## Problem description
Check each line of the listing below for the string "this", and copy the ones that have it.

## Rows

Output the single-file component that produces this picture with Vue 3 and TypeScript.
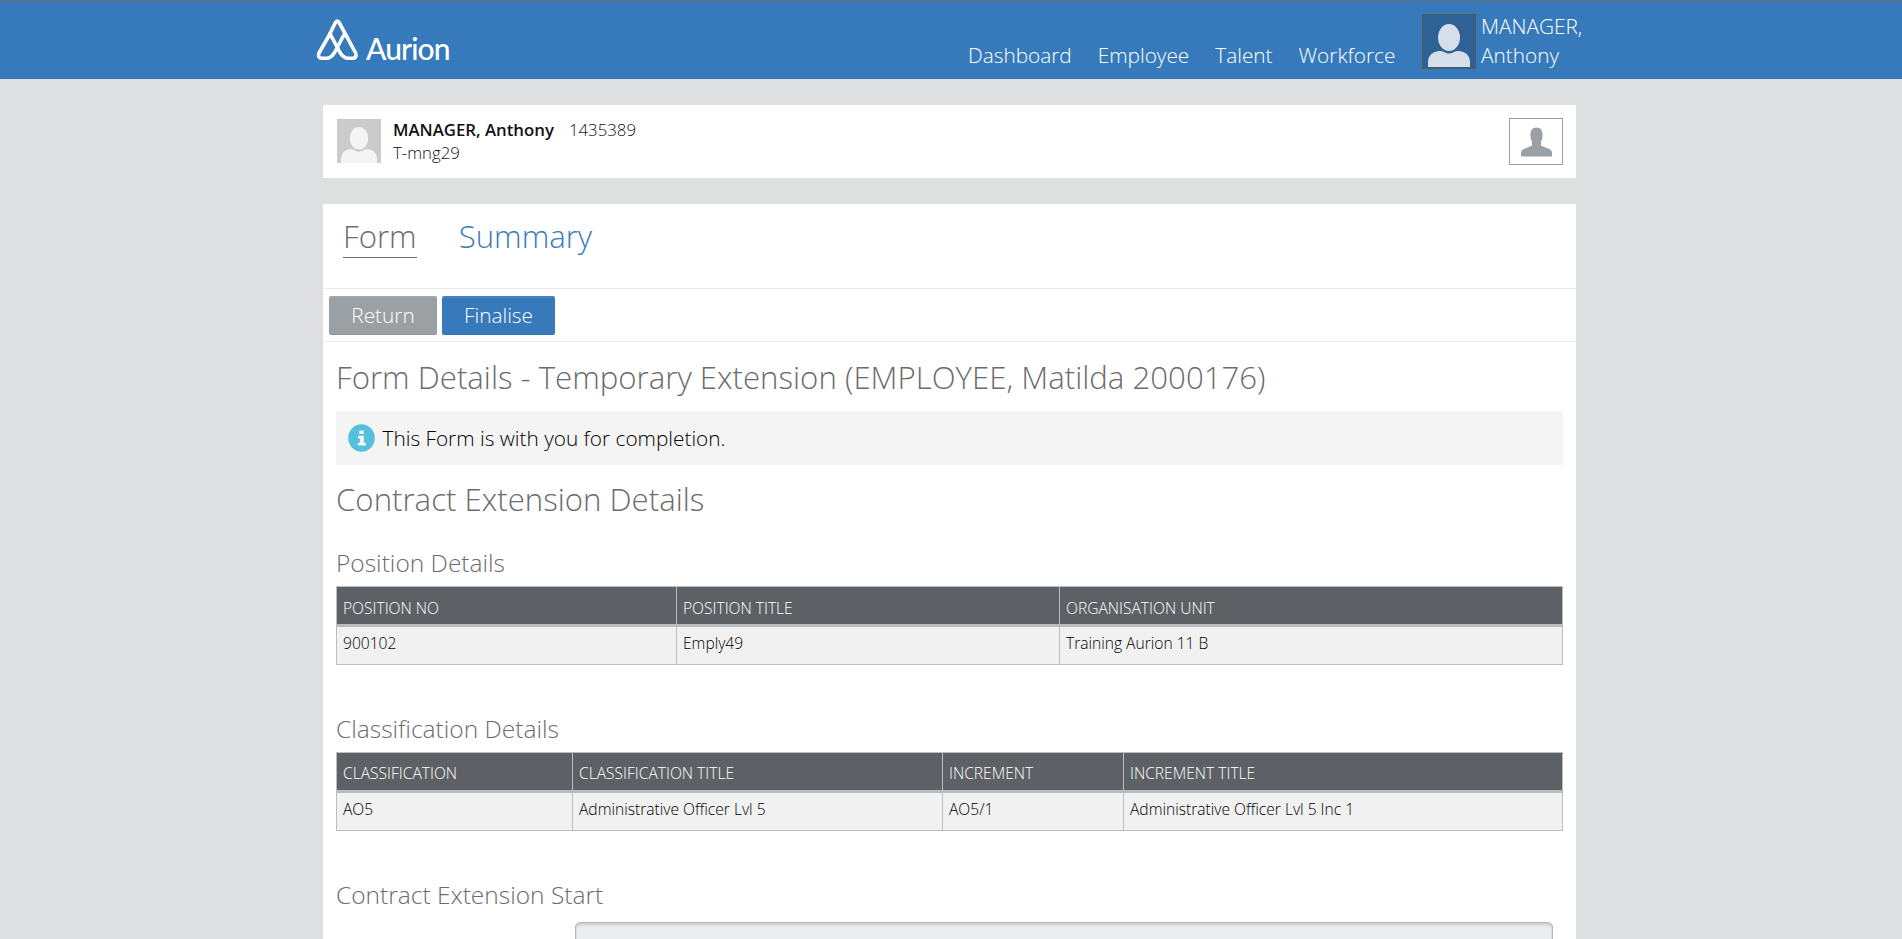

* * *

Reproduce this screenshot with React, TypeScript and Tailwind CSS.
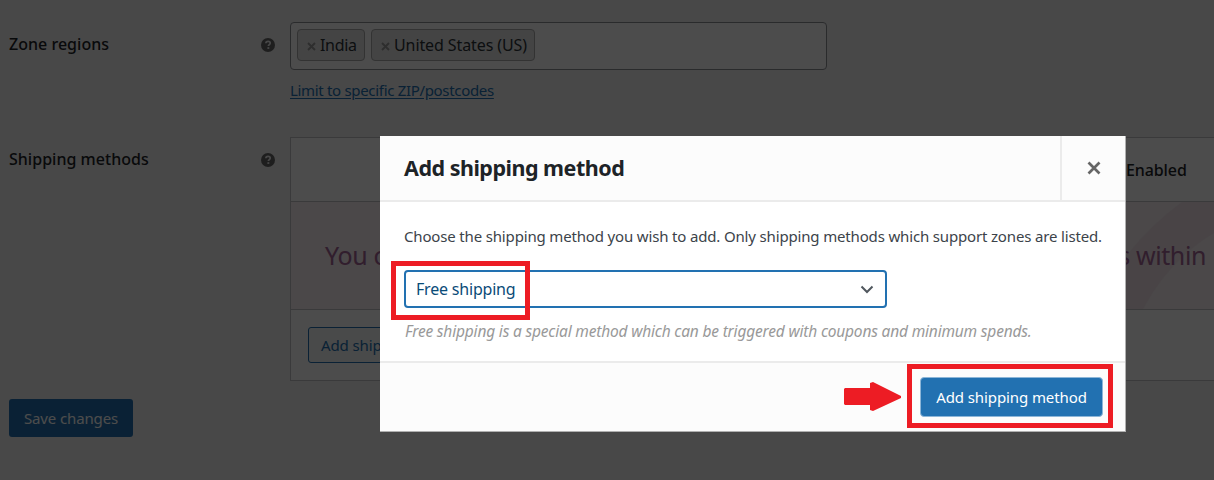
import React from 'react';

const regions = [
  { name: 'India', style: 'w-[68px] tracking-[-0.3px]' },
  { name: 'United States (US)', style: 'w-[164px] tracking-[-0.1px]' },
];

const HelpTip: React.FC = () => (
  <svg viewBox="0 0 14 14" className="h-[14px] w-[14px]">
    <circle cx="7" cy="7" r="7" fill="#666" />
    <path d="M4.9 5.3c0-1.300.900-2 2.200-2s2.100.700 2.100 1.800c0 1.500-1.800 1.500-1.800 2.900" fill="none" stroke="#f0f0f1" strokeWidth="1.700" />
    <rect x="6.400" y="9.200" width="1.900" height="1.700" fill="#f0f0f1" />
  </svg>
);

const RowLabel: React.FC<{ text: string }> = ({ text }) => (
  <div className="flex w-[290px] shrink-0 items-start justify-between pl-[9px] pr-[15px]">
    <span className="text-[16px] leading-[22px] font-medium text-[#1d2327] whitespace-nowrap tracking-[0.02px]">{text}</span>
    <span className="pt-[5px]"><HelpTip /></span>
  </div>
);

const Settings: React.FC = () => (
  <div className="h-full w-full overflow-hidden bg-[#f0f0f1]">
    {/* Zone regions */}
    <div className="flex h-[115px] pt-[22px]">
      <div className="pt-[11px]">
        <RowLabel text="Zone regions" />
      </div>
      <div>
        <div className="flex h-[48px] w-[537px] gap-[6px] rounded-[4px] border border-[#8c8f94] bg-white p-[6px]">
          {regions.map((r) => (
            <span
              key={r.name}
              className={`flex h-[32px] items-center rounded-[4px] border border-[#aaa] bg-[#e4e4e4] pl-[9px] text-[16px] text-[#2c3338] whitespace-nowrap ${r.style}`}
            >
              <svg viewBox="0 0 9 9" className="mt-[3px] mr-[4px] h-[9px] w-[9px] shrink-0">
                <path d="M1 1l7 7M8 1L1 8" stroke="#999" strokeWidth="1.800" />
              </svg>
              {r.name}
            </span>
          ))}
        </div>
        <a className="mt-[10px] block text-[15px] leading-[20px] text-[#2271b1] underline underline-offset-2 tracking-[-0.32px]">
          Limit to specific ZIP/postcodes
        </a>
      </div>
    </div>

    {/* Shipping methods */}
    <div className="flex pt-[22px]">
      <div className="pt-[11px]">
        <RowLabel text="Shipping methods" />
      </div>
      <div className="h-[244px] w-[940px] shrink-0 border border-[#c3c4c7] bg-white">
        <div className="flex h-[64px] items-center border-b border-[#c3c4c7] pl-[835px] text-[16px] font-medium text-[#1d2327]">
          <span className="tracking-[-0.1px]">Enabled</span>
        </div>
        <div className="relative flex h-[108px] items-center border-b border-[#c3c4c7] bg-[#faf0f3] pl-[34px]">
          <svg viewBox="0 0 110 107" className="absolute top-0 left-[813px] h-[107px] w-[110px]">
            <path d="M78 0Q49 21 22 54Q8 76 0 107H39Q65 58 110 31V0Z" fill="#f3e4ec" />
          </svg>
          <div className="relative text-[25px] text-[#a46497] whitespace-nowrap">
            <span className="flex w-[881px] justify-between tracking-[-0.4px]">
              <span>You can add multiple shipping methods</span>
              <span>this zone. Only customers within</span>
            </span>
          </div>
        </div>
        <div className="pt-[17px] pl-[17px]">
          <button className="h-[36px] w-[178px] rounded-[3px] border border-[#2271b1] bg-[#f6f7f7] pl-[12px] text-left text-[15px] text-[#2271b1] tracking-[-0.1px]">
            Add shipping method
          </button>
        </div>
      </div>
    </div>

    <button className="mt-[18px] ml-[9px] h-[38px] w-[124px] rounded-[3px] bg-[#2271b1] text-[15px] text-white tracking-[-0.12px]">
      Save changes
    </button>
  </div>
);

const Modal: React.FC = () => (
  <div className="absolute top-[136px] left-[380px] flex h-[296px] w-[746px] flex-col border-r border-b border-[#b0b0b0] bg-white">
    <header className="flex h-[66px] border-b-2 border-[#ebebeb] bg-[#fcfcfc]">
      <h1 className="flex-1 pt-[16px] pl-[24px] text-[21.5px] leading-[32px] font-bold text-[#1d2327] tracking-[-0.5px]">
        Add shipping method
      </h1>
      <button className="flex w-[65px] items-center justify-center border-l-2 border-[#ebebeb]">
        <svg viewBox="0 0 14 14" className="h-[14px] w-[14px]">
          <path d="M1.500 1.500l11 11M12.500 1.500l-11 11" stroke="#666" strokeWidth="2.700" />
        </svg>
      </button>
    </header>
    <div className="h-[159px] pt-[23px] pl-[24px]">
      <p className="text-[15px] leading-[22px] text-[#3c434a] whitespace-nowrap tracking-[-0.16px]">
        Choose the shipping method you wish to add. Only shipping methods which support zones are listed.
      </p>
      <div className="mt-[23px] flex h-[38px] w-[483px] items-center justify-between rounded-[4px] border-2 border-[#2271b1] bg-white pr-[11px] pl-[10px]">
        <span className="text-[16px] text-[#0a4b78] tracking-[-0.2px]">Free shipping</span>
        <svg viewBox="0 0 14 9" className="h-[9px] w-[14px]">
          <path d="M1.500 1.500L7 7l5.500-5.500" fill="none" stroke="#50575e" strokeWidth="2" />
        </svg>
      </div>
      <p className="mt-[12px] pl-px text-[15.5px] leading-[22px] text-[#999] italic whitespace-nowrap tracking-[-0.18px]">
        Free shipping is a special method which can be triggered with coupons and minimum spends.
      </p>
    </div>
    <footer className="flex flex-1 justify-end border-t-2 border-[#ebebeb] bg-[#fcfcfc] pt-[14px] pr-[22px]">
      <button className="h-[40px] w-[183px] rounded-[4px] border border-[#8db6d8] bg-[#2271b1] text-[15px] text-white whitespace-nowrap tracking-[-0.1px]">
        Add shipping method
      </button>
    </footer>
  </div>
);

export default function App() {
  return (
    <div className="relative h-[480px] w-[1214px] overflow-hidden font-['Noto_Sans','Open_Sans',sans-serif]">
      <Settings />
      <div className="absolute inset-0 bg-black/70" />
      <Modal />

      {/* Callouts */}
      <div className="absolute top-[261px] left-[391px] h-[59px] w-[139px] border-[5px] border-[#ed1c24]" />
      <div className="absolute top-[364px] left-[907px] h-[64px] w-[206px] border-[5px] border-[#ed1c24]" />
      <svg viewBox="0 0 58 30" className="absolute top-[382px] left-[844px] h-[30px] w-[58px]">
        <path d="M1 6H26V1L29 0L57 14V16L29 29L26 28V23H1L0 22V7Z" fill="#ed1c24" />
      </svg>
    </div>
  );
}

## The completed task
Output the single-file component that produces this picture with Vue 3 and TypeScript.
Reproduce this screenshot with React, TypeScript and Tailwind CSS.
              <span>this zone. Only customers within</span>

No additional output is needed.